• _Task to carry out_:
Write out exactly, please, every line from the beginning of the entries to the line holding "const ANSWERS = [61, 62, 63];", and no pictures.

## start Records supplied

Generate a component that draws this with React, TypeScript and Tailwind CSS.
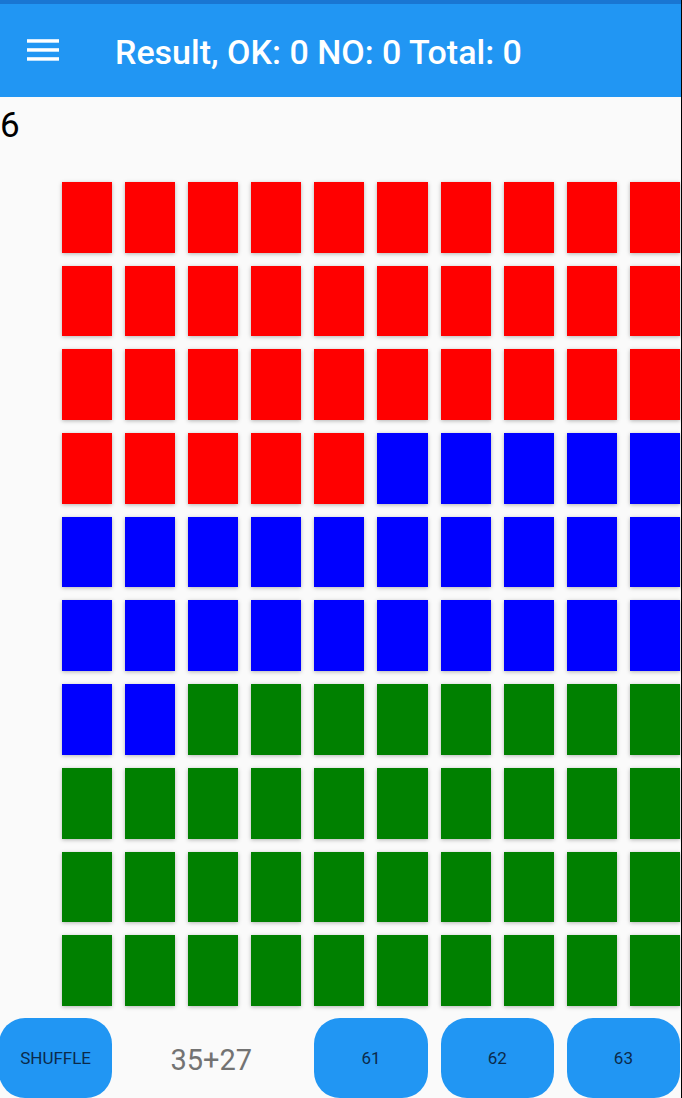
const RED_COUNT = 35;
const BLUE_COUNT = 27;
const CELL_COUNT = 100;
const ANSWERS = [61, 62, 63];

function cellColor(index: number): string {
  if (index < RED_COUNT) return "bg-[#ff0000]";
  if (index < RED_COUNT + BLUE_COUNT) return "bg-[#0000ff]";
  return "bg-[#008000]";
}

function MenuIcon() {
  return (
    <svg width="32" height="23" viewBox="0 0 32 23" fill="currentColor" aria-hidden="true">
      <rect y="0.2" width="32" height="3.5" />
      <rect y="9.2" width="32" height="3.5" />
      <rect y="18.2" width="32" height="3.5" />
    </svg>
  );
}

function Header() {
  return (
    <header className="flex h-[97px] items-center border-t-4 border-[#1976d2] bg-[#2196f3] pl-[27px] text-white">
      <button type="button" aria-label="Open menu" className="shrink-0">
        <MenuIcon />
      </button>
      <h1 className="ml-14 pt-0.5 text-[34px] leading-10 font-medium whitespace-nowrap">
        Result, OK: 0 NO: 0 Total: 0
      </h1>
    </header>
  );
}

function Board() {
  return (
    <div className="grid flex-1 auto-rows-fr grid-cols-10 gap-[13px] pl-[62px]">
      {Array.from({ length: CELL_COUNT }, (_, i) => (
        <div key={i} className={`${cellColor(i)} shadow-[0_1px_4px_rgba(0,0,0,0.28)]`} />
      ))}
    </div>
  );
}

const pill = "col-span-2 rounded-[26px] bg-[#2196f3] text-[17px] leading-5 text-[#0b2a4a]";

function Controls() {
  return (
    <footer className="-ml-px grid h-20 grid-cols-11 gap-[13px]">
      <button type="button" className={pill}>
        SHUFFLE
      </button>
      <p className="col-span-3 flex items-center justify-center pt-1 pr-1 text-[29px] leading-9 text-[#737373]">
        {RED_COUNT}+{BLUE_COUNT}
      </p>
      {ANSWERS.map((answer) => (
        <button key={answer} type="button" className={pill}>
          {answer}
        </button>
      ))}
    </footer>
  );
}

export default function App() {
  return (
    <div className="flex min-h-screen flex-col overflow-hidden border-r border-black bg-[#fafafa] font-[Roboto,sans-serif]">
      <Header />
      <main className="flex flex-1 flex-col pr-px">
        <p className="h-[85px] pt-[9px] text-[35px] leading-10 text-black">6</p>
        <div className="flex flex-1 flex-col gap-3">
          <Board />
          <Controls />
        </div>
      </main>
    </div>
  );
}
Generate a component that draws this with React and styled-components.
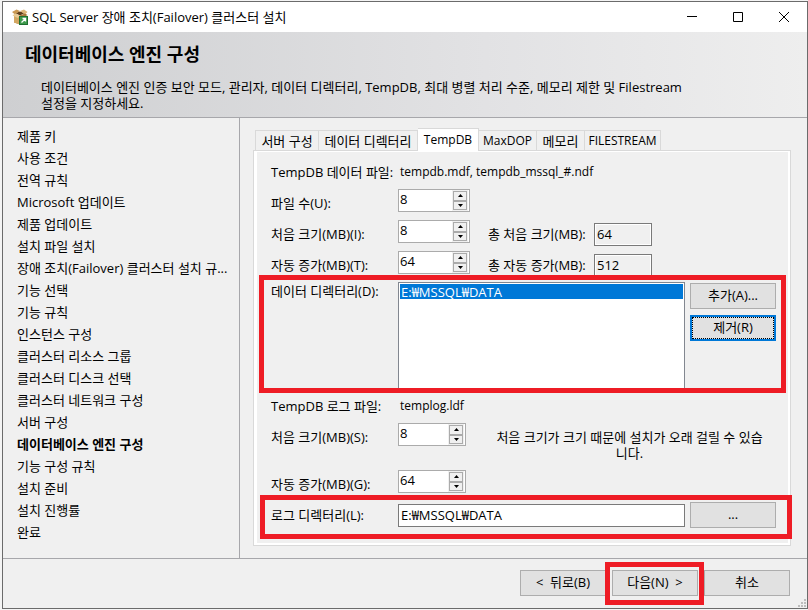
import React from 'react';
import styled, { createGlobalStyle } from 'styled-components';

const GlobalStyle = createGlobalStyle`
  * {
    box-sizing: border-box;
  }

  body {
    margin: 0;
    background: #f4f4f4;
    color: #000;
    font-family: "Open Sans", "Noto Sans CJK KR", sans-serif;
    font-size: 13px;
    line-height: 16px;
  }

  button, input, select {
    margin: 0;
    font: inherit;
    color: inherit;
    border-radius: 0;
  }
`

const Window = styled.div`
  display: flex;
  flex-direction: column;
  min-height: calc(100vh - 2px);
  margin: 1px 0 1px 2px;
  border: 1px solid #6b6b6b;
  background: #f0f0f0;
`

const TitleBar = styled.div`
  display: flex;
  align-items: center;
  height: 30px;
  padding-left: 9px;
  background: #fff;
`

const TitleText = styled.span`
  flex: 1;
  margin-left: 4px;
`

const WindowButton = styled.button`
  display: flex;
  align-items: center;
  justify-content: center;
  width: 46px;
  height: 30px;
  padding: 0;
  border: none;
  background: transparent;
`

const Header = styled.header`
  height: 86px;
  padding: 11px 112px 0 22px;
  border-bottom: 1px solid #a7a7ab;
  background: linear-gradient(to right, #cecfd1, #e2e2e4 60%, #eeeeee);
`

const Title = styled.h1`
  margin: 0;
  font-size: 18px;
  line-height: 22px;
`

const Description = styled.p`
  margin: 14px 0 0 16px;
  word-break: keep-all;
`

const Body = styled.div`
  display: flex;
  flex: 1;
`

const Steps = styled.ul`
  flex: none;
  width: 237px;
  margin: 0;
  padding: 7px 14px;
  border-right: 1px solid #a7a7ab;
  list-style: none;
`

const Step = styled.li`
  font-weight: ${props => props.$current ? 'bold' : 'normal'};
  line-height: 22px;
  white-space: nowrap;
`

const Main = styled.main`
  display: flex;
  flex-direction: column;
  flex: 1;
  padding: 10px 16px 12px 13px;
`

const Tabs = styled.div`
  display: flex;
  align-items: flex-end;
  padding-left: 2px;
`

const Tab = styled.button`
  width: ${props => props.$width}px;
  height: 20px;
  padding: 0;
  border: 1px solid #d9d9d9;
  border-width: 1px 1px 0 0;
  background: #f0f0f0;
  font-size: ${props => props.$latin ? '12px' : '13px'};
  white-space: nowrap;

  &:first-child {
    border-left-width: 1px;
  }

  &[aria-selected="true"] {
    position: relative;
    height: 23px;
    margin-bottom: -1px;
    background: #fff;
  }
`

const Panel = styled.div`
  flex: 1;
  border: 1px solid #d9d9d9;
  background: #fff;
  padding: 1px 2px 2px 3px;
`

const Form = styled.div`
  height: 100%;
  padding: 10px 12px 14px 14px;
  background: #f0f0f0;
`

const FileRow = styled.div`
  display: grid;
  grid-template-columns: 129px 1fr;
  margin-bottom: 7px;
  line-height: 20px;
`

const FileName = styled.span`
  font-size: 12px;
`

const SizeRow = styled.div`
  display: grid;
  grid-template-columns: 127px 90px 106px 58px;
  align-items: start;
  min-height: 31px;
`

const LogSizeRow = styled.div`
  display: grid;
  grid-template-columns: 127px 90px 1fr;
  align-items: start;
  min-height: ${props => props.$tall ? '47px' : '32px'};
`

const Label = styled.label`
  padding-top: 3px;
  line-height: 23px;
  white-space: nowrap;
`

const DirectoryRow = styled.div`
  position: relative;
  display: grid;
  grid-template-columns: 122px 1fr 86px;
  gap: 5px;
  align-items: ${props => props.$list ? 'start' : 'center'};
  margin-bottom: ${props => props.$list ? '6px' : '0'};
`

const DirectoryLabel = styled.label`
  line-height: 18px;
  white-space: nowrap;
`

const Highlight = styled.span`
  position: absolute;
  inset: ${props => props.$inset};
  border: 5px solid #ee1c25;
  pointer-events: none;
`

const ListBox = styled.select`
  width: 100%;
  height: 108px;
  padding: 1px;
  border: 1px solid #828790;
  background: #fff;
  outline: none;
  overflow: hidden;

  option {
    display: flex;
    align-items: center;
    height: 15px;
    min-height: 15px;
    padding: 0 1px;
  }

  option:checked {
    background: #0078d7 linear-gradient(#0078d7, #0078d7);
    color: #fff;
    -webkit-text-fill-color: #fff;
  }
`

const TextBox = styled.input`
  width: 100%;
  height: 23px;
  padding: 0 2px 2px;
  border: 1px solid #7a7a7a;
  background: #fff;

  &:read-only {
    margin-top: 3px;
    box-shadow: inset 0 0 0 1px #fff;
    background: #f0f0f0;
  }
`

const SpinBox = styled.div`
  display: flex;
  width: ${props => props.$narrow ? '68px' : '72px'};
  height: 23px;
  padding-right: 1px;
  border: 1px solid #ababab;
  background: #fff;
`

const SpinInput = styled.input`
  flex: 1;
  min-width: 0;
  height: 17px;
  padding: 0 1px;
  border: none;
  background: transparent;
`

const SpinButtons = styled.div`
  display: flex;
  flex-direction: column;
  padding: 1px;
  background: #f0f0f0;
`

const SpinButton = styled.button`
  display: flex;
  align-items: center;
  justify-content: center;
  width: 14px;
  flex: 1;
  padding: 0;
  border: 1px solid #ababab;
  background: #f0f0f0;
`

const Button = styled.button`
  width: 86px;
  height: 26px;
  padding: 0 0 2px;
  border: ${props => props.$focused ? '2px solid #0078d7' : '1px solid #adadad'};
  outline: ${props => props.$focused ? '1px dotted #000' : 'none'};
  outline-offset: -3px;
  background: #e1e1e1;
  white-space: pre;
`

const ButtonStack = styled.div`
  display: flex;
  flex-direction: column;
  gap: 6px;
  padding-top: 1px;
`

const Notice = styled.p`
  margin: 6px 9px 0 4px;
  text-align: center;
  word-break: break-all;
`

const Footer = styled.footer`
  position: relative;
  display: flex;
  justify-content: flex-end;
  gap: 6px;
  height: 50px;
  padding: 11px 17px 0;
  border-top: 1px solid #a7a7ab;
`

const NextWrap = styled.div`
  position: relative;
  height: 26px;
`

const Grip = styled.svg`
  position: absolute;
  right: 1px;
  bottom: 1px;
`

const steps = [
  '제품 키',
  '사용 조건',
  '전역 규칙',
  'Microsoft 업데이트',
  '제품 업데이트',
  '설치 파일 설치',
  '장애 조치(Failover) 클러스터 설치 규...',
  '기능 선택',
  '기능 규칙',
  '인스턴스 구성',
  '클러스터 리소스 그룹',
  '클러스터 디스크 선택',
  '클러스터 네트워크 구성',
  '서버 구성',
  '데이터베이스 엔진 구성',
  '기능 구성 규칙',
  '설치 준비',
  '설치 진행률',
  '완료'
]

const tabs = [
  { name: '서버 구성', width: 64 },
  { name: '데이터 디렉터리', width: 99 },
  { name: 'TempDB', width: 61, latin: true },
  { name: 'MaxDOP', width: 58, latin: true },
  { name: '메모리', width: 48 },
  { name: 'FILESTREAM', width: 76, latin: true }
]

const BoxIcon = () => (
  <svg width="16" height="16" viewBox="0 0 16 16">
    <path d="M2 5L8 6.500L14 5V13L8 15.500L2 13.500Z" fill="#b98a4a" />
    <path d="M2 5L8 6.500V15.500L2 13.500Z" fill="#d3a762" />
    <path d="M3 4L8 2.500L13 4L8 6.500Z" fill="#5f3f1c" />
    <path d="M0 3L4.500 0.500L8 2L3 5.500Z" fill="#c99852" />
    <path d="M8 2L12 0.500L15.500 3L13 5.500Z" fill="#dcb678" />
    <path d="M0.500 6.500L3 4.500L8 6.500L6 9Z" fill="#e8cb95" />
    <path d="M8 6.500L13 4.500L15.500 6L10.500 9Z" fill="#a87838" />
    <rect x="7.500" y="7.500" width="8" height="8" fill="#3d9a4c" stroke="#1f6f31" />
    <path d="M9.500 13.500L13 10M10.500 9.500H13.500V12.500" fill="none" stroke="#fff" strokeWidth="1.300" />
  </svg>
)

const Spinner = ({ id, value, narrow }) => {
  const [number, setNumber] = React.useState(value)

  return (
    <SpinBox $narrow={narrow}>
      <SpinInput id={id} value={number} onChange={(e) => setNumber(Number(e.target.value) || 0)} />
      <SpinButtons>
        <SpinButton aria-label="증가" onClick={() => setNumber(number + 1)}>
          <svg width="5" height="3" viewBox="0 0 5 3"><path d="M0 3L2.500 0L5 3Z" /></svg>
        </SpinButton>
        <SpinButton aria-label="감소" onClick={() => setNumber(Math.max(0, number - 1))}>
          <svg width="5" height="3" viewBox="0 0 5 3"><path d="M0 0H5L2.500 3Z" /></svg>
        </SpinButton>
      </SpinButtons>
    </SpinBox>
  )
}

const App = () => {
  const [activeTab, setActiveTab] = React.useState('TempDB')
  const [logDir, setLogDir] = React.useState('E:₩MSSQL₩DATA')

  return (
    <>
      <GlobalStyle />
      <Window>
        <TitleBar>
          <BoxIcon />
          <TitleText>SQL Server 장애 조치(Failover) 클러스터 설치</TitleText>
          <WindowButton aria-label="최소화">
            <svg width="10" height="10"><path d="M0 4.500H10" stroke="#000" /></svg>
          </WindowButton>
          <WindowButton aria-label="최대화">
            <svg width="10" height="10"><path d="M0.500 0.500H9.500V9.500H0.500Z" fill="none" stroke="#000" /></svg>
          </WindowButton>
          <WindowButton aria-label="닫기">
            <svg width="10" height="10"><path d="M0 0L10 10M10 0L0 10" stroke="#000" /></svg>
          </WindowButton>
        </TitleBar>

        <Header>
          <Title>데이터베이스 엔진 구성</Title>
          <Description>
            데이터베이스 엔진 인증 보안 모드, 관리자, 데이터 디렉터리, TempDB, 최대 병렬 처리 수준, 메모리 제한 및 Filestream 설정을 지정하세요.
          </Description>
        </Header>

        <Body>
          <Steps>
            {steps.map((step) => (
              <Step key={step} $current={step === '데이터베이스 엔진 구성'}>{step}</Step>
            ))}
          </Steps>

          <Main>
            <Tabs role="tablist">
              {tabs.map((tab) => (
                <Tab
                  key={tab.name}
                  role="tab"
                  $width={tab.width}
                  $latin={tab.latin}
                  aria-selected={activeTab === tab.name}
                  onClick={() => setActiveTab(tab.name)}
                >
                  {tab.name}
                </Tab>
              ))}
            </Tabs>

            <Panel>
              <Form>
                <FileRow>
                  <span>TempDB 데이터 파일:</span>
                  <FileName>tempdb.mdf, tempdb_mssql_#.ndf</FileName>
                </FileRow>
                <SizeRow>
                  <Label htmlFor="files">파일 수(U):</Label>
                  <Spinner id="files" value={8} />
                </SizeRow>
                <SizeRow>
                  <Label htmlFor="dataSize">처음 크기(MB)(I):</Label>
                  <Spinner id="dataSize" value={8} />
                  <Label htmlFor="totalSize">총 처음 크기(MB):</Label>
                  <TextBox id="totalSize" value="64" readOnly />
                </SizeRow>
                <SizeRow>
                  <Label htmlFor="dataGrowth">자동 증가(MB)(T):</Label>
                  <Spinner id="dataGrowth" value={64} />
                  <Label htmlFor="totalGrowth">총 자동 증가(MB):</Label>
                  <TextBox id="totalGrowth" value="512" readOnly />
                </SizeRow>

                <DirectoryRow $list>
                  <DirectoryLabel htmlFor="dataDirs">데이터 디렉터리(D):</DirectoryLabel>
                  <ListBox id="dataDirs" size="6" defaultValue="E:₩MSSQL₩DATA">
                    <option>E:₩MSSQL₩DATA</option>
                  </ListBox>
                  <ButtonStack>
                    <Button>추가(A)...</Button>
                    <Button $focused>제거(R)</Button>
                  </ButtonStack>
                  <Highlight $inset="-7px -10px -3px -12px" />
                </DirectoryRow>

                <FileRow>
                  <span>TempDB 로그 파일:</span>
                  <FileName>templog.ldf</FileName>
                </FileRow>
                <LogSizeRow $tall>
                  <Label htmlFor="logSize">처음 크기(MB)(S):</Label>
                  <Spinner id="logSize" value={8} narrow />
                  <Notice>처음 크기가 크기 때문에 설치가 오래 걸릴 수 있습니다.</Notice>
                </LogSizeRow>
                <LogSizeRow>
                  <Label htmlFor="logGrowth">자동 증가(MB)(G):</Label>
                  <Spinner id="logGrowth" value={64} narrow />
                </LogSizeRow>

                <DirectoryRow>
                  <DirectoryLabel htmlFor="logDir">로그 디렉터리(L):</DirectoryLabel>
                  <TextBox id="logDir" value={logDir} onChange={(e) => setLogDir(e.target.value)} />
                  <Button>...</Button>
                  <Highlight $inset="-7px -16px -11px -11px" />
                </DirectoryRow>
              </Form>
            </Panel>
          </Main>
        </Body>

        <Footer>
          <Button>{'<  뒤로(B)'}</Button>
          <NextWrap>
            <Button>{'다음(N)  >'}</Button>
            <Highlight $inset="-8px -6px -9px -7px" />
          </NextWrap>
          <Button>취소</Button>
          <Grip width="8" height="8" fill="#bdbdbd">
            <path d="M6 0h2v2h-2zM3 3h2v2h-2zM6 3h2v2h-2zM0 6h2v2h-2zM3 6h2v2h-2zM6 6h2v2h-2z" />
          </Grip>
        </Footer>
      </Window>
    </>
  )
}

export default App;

## end Records supplied

• _Answer to the task_:
Generate a component that draws this with React, TypeScript and Tailwind CSS.
const RED_COUNT = 35;
const BLUE_COUNT = 27;
const CELL_COUNT = 100;
const ANSWERS = [61, 62, 63];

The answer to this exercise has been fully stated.